[Dataset rows]

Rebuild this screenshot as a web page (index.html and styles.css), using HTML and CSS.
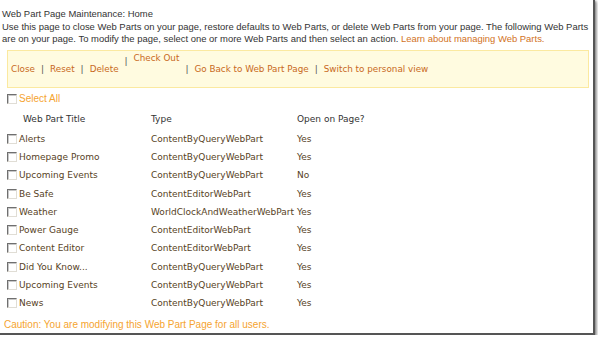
FILE: index.html
```html
<!DOCTYPE html>
<html lang="en">
<head>
    <meta charset="UTF-8">
    <meta name="viewport" content="width=device-width, initial-scale=1.0">
    <title>Web Part Page Maintenance: Home</title>
    <link rel="stylesheet" href="styles.css">
</head>
<body>
    <div class="frame">
        <div class="intro">
            <div class="intro-line">Web Part Page Maintenance: Home</div>
            <div class="intro-line">Use this page to close Web Parts on your page, restore defaults to Web Parts, or delete Web Parts from your page. The following Web Parts</div>
            <div class="intro-line">are on your page. To modify the page, select one or more Web Parts and then select an action. <a href="#" class="learn-link">Learn about managing Web Parts.</a></div>
        </div>

        <div class="toolbar">
            <a href="#" class="tool-link">Close</a>
            <span class="sep">|</span>
            <a href="#" class="tool-link">Reset</a>
            <span class="sep">|</span>
            <a href="#" class="tool-link">Delete</a>
            <span class="sep sep-high">|</span>
            <a href="#" class="tool-link tool-high">Check Out</a>
            <span class="sep">|</span>
            <a href="#" class="tool-link">Go Back to Web Part Page</a>
            <span class="sep">|</span>
            <a href="#" class="tool-link">Switch to personal view</a>
        </div>

        <div class="select-all">
            <input type="checkbox" class="check">
            <span class="select-all-label">Select All</span>
        </div>

        <div class="parts">
            <div class="head"></div>
            <div class="head head-title">Web Part Title</div>
            <div class="head">Type</div>
            <div class="head">Open on Page?</div>

            <div class="cell"><input type="checkbox" class="check"></div>
            <div class="cell">Alerts</div>
            <div class="cell">ContentByQueryWebPart</div>
            <div class="cell">Yes</div>

            <div class="cell"><input type="checkbox" class="check"></div>
            <div class="cell">Homepage Promo</div>
            <div class="cell">ContentByQueryWebPart</div>
            <div class="cell">Yes</div>

            <div class="cell"><input type="checkbox" class="check"></div>
            <div class="cell">Upcoming Events</div>
            <div class="cell">ContentByQueryWebPart</div>
            <div class="cell">No</div>

            <div class="cell"><input type="checkbox" class="check"></div>
            <div class="cell">Be Safe</div>
            <div class="cell">ContentEditorWebPart</div>
            <div class="cell">Yes</div>

            <div class="cell"><input type="checkbox" class="check"></div>
            <div class="cell">Weather</div>
            <div class="cell">WorldClockAndWeatherWebPart</div>
            <div class="cell">Yes</div>

            <div class="cell"><input type="checkbox" class="check"></div>
            <div class="cell">Power Gauge</div>
            <div class="cell">ContentEditorWebPart</div>
            <div class="cell">Yes</div>

            <div class="cell"><input type="checkbox" class="check"></div>
            <div class="cell">Content Editor</div>
            <div class="cell">ContentEditorWebPart</div>
            <div class="cell">Yes</div>

            <div class="cell"><input type="checkbox" class="check"></div>
            <div class="cell">Did You Know...</div>
            <div class="cell">ContentByQueryWebPart</div>
            <div class="cell">Yes</div>

            <div class="cell"><input type="checkbox" class="check"></div>
            <div class="cell">Upcoming Events</div>
            <div class="cell">ContentByQueryWebPart</div>
            <div class="cell">Yes</div>

            <div class="cell"><input type="checkbox" class="check"></div>
            <div class="cell">News</div>
            <div class="cell">ContentByQueryWebPart</div>
            <div class="cell">Yes</div>
        </div>

        <div class="caution">Caution: You are modifying this Web Part Page for all users.</div>
    </div>
</body>
</html>
```

FILE: styles.css
```css
body {
    margin: 0;
    padding: 0;
    background-color: #fff;
}

.frame {
    box-sizing: border-box;
    width: 595px;
    height: 335px;
    background-color: #fff;
    border-right: 2px solid #555;
    border-bottom: 2px solid #555;
    box-shadow: 1px 1px 2px #888, 2px 2px 3px #bbb;
    font-family: "DejaVu Sans", Verdana, sans-serif;
    font-size: 9px;
    overflow: hidden;
}

.intro {
    padding: 8px 0 0 2px;
    font-family: "Liberation Sans", Arial, sans-serif;
    font-size: 9.45px;
    color: #333;
}

.intro-line {
    height: 12.5px;
    line-height: 12.5px;
    white-space: nowrap;
}

.learn-link {
    color: #d2721e;
    text-decoration: none;
}

.toolbar {
    box-sizing: border-box;
    display: flex;
    align-items: flex-end;
    margin: 4px 0 0 7px;
    width: 582px;
    height: 38px;
    padding: 0 0 12px 3px;
    background-color: #fffbe0;
    border: 1px solid #fbe9a0;
}

.tool-link {
    color: #c8691c;
    text-decoration: none;
    font-size: 8.8px;
    line-height: 11px;
}

.tool-high {
    align-self: flex-start;
    margin-top: 2px;
}

.sep {
    color: #555;
    line-height: 11px;
    margin: 0 6px;
}

.sep-high {
    margin-bottom: 8px;
}

.select-all {
    display: flex;
    align-items: center;
    margin: 6px 0 0 7px;
    height: 10px;
}

.select-all-label {
    margin-left: 2px;
    color: #f5a430;
    font-family: "Liberation Sans", Arial, sans-serif;
    font-size: 10px;
}

.check {
    appearance: none;
    box-sizing: border-box;
    width: 10px;
    height: 10px;
    margin: 0;
    background-color: #fff;
    border-top: 1px solid #6f6f6f;
    border-left: 1px solid #6f6f6f;
    border-right: 1px solid #e0ddd5;
    border-bottom: 1px solid #e0ddd5;
    box-shadow: inset 1px 1px 0 #c8c8c8;
}

.parts {
    display: grid;
    grid-template-columns: 12px 132px 146px auto;
    grid-template-rows: 22px;
    grid-auto-rows: 18.3px;
    margin: 4px 0 0 7px;
    color: #57421e;
}

.parts .cell,
.parts .head {
    display: flex;
    align-items: center;
    white-space: nowrap;
}

.parts .head {
    color: #333;
}

.head-title {
    padding-left: 4px;
}

.caution {
    margin: 7px 0 0 4px;
    color: #f5a430;
    font-family: "Liberation Sans", Arial, sans-serif;
    font-size: 10px;
}
```
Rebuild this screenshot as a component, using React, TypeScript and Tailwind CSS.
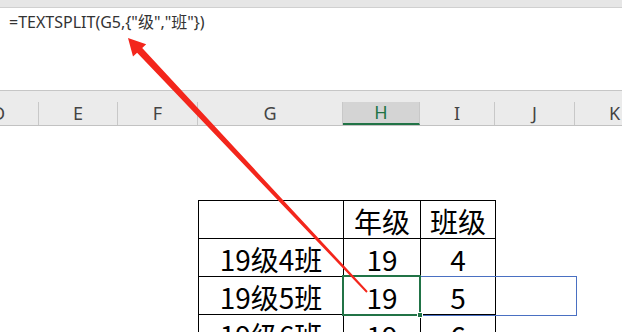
import React from "react";

const cols = [
  { l: "D", w: "w-[80px]" },
  { l: "E", w: "w-[79px]" },
  { l: "F", w: "w-[80px]" },
  { l: "G", w: "w-[145px]" },
  { l: "H", w: "w-[77px]", sel: true },
  { l: "I", w: "w-[75px]" },
  { l: "J", w: "w-[80px]" },
  { l: "K", w: "w-[80px]" },
];

const rows = [
  ["", "年级", "班级"],
  ["19级4班", "19", "4"],
  ["19级5班", "19", "5"],
  ["19级6班", "19", "6"],
];

const formula = '=TEXTSPLIT(G5,{"级","班"})';

export default function App() {
  return (
    <div
      className="relative w-[622px] h-[332px] overflow-hidden bg-white"
      style={{ fontFamily: '"Noto Sans", "Noto Sans CJK SC", sans-serif' }}
    >
      <div className="h-[8px] bg-[#e6e6e6] border-b border-[#d0d0d0]" />
      <div className="h-[82px] bg-white pl-[9px] pt-[4px] text-[16px] leading-[20px] text-[#333]">
        {formula}
      </div>
      <div className="h-[36px] bg-[#ebebeb] border-t border-[#c6c6c6] pt-[11px]">
        <div className="flex h-[24px] ml-[-41px] border-b border-[#c2c2c2]">
          {cols.map((c) => (
            <div
              key={c.l}
              className={
                c.sel
                  ? `${c.w} shrink-0 flex items-center justify-center border-r border-[#c8c8c8] border-b-2 border-b-[#217346] bg-[#d4d4d4] text-[#217346] text-[18px]`
                  : `${c.w} shrink-0 flex items-center justify-center border-r border-[#c8c8c8] text-[#444] text-[18px]`
              }
            >
              {c.l}
            </div>
          ))}
        </div>
      </div>
      <div className="pl-[198px] pt-[74px]">
        <div
          className="grid grid-cols-[144px_76px_74px] gap-px bg-black p-px w-[298px] text-black text-[28px]"
          style={{ fontFamily: '"Noto Sans CJK SC", sans-serif' }}
        >
          {rows.flat().map((t, i) => (
            <div
              key={i}
              className="bg-white h-[37px] flex items-center justify-center leading-[37px] pt-[4px]"
            >
              {t}
            </div>
          ))}
        </div>
      </div>
      <div className="absolute left-[420px] top-[276px] w-[157px] h-[40px] border border-[#4a70c2]" />
      <div className="absolute left-[342px] top-[275px] w-[79px] h-[41px] border-2 border-[#217346]" />
      <div className="absolute left-[417px] top-[312px] w-[6px] h-[6px] bg-[#217346] border border-white" />
      <svg
        className="absolute left-0 top-0"
        width="622"
        height="332"
        viewBox="0 0 622 332"
      >
        <polygon
          fill="#f3261c"
          points="128,38 146.2,44.2 142.2,48 367.7,291.3 366.3,292.7 137.1,52.8 133,56.6"
        />
      </svg>
    </div>
  );
}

§ **TO DO**:
Of all the lines above, how many contain "React"? Give the number and nothing more.

§ **EXPECTED ANSWER**:
2